L’essor de la recherche en éducation est lié en France au projet de démocratisation des études issu dans les années 1960 du plan Langevin-Wallon. En 1965, l’Institut pédagogique national crée un service de recherche – ancêtre de l’INRP – qui reçoit commande de « collèges expérimentaux » pour déterminer les conditions d’accueil de tous les enfants dans le secondaire et d’importants moyens de recherche – dont des enseignants avec des décharges de service allant jusqu’au mi-temps. De même, en 1967, les sciences de l’éducation sont constituées en discipline universitaire.

Cet accompagnement du projet politique par la recherche ne s’est pas poursuivi : la réflexion sur l’ouverture des lycées à partir de l’objectif « 80 % d’une génération au niveau du bac » a été insuffisante. Malgré des travaux comme ceux du CNAM, le mot d’ordre européen de formation tout au long de la vie n’est pas accompagné de recherches sur la formation des adultes, à la hauteur des enjeux.

Depuis vingt ans, les intérêts de la recherche se déplacent vers le supérieur mais sans lien avec le projet de démocratisation. Relayé par les organisations internationales et la commission européenne, ce mouvement est maintenant dominant. La sociologie des organisations qui s’intéressait aux fonctionnements universitaires s’est renforcée avec l’introduction du nouveau management public. La mise en place du Processus de Bologne a été suivie avec attention. En France, l’étude des grandes écoles et des classes préparatoires est désormais un objet couramment travaillé. En revanche, il existe fort peu de réflexion sur les pratiques d’enseignement, l’accompagnement et le soutien pour prévenir les difficultés des étudiants, l’éventuelle reformulation des contenus, l’utilisation des TICE... Depuis deux ou trois ans pointent le suivi et l’évaluation des dispositifs d’orientation lors de la transition entre le lycée et le supérieur puis la construction des parcours des étudiants.

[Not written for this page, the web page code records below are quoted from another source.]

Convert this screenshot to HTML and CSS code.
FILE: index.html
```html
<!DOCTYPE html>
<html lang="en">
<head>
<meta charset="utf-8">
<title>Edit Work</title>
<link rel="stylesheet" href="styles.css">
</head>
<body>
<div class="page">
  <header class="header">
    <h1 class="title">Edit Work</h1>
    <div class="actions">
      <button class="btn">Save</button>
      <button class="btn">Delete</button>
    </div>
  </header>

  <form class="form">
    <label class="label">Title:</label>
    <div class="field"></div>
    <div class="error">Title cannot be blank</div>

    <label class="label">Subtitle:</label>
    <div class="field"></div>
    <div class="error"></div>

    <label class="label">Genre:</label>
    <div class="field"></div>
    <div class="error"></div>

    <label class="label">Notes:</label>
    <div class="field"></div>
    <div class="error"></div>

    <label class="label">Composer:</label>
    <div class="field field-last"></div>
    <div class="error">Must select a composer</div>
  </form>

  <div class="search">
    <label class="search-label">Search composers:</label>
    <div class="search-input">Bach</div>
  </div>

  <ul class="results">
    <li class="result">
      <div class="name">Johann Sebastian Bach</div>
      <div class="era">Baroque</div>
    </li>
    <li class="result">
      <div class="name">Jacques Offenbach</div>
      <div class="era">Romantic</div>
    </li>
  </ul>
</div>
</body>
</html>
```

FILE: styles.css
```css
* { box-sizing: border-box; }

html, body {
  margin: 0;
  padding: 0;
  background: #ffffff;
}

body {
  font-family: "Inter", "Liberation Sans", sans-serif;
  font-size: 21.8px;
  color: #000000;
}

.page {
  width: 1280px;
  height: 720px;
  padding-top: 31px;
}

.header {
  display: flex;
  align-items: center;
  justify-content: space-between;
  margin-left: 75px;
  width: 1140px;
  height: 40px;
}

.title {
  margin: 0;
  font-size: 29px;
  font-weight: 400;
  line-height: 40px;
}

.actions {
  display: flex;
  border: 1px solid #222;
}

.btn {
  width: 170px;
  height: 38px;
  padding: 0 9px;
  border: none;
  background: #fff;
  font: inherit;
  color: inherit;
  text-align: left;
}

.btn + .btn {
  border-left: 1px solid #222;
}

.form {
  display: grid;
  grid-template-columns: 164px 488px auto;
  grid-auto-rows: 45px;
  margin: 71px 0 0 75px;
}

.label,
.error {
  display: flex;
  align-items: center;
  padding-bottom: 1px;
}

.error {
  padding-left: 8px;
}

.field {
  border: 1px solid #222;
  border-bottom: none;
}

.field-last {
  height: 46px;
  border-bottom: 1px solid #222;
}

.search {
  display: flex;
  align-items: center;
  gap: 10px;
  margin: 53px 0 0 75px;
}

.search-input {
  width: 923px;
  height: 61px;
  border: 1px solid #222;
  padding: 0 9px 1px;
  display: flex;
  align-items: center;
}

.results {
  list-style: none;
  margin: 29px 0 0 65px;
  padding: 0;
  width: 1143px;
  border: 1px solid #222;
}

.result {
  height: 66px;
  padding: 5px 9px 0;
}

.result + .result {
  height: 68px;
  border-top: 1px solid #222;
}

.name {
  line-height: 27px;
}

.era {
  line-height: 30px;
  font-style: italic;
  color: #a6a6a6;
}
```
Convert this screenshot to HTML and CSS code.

La pédagogie universitaire est peu développée au plan international, ce qui tient aussi aux réticences du milieu universitaire luimême. Les réflexions menées dans les pays anglo-saxons portent sur l’adaptation de l’enseignement universitaire à la massification. En Europe, mais peu en France, l’apprentissage et l’enseignement à l’université sont abordés par l’évaluation des effets de Bologne et du passage au LMD. Des études sont conduites sur la mise en oeuvre du cadre européen des compétences en langues, sur l’impact de la gestion du système ECTS dans les départements, sur les situations d’apprentissage et d’enseignement vécues par les étudiants au cours de leur scolarité. L’introduction du ELearning est réfléchie en termes de diversification du temps de travail des étudiants et des professeurs, de changements des savoirs transmis et des pratiques pédagogiques. Enfin, de plus en plus, le rôle de l’enseignement supérieur est étudié dans la promotion d’une formation tout au long de la vie et l’amélioration des compétences des jeunes et des adultes.

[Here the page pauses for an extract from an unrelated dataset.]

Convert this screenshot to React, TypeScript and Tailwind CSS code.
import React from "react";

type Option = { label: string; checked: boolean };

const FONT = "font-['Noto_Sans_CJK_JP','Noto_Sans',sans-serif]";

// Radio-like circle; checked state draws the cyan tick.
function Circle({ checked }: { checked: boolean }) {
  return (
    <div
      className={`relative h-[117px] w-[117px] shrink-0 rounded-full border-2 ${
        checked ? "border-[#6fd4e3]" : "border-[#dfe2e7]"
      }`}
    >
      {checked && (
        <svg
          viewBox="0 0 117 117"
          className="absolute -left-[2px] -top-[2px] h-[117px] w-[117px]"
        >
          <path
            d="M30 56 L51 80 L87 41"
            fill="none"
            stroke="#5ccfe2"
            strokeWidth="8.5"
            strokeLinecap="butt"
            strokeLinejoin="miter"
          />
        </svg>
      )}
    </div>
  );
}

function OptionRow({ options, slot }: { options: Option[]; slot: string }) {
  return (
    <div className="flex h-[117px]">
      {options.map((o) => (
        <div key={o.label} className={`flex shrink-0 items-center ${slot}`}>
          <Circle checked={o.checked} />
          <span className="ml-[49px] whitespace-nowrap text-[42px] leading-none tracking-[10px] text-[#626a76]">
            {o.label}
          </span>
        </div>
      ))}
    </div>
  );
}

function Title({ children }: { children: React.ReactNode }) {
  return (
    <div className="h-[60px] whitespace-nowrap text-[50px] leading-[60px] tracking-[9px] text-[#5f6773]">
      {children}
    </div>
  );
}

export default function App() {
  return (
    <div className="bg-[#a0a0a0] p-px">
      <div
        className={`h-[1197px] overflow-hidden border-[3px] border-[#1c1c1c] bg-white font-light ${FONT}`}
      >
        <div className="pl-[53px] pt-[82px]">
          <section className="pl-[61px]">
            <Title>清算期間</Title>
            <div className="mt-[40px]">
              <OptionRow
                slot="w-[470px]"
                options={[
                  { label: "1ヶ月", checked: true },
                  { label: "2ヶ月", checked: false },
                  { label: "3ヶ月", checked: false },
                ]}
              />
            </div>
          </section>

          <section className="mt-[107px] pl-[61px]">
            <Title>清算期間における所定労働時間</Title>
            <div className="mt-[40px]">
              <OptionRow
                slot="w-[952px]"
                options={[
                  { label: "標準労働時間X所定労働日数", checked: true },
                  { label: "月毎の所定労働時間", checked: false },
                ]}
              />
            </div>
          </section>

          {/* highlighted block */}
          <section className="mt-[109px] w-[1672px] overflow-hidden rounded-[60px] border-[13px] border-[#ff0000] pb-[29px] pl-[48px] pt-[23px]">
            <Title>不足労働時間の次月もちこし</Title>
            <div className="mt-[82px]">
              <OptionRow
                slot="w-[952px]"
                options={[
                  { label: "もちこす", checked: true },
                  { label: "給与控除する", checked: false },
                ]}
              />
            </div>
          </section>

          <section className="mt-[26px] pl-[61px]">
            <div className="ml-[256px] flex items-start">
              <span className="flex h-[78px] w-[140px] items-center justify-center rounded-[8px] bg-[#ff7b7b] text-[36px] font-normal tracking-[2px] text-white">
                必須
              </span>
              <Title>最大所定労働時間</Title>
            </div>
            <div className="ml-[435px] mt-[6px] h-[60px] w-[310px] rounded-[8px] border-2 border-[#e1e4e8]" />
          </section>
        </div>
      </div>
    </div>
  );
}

Les difficultés des universités appellent en France une commande politique en direction de la recherche. C’est une des directions que l’ANR devrait prendre en compte. Depuis quelques années les compétences de l’INRP se sont étendues aux formes d’enseignement postbaccalauréat et à la formation tout au long de la vie. L’expérience acquise par cet institut dans l’accompagnement des acteurs de terrain devrait être mise au service de la démocratisation de l’enseignement supérieur.